ファンティック・キャバレロ フラットトラック125(MR/6MT)
大人のボーイズレーサー 2019.07.13 試乗記 このほど日本でも取り扱いが開始されたイタリアのバイクメーカー、ファンティック。オフロードを得意とする同社のラインナップの中から、ダートトラックレースの競技車両をモチーフにしたという「キャバレロ フラットトラック125」に試乗。その出来栄えを確かめた。“前後19インチ”に見る本気
1968年、イタリア北部の街バルザーゴで創業したメーカーが、ファンティックモーターだ。特にオフロード系のカテゴリーを得意とし、トライアル世界選手権では1980年代に3度も王座に就いた一方、2度にわたる工場の稼働停止を余儀なくされるなど、浮き沈みを繰り返してきた。
しかしながら、数年前に再建を果たしてからは好調だ。現在、エンデューロモデルには「ファンティック」のブランド名を、よりストリート色の強いモデルには「キャバレロ」のブランド名を与えて展開。ここ日本でも本格的な導入が始まっている。
今回、試乗できたのはキャバレロのフラットトラック125だ。フラットトラックとは、硬く踏み固められたオーバル状のダートで順位を争う競技の名称だが、その競技車両をモチーフに開発されたモデルである。

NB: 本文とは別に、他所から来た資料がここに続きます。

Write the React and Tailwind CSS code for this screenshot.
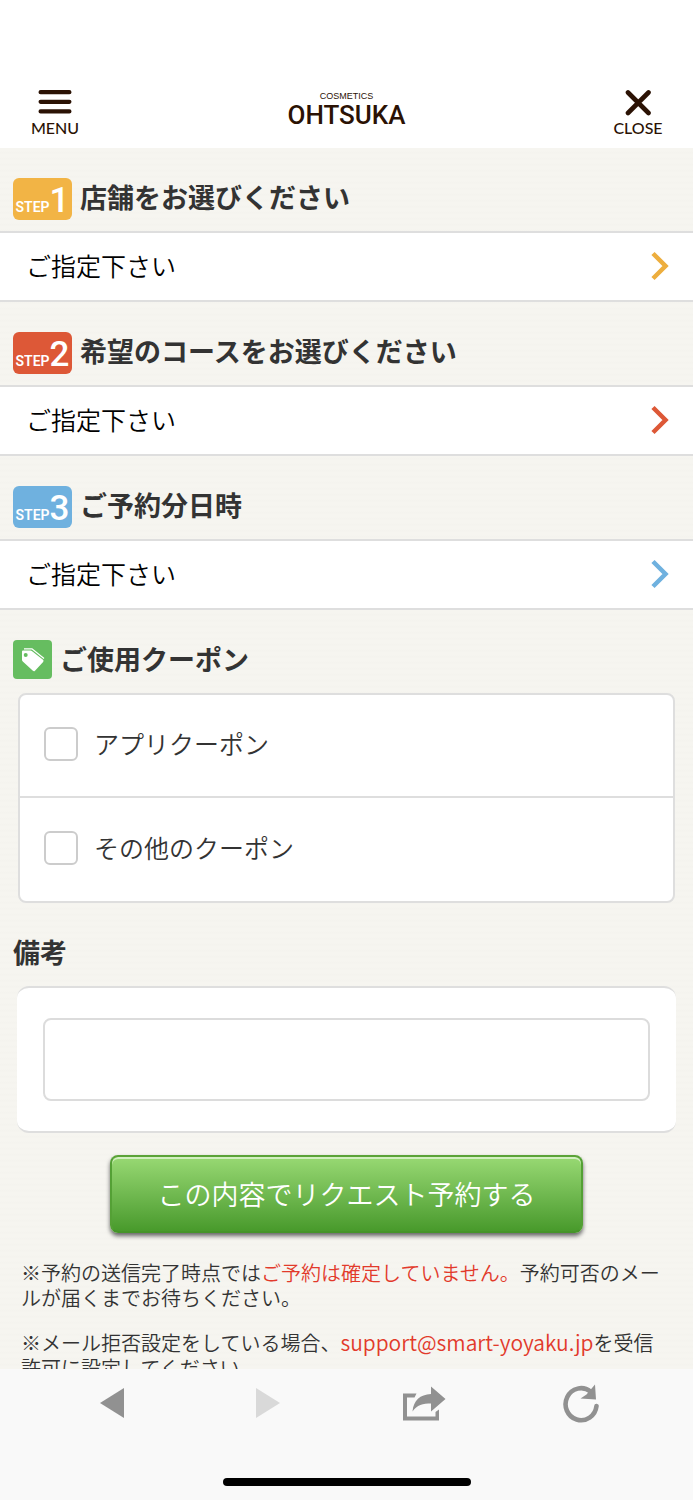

モチーフといっても、そのままオーバルコースに持ち込めるほどの本格的な装備を持つ。その象徴が前後19インチのホイールで、それぞれにまったく同サイズのタイヤを装着。一般的なバイクでは極めて珍しい構成ながら、フラットトラック競技においてはスタンダードだ。これによって、ハイスピードでスライドさせた時のコントロール性と安定性が確保されているのである。
交差点でスライドさせるわけにはいかないものの、こと安定性に関しては街中でも感じることができる。車体をリーンさせていくと手応えがどんどん増し、意識して起こそうとしない限りはいつまでもそのバンク角を維持。ベッタリと路面に張り付くようなハンドリングによって、その素性を垣間見ることができる。
130kgという乾燥重量は125ccクラスのモデルとしては特別軽くないが、アベレージスピードが高いオーバルコースでは、ある程度車重はあった方がいい。コーナリング中に慣性力が失われにくく、スライド状態を維持しやすいからだ。フラットトラック125の挙動は、それを想像させるに十分なものだった。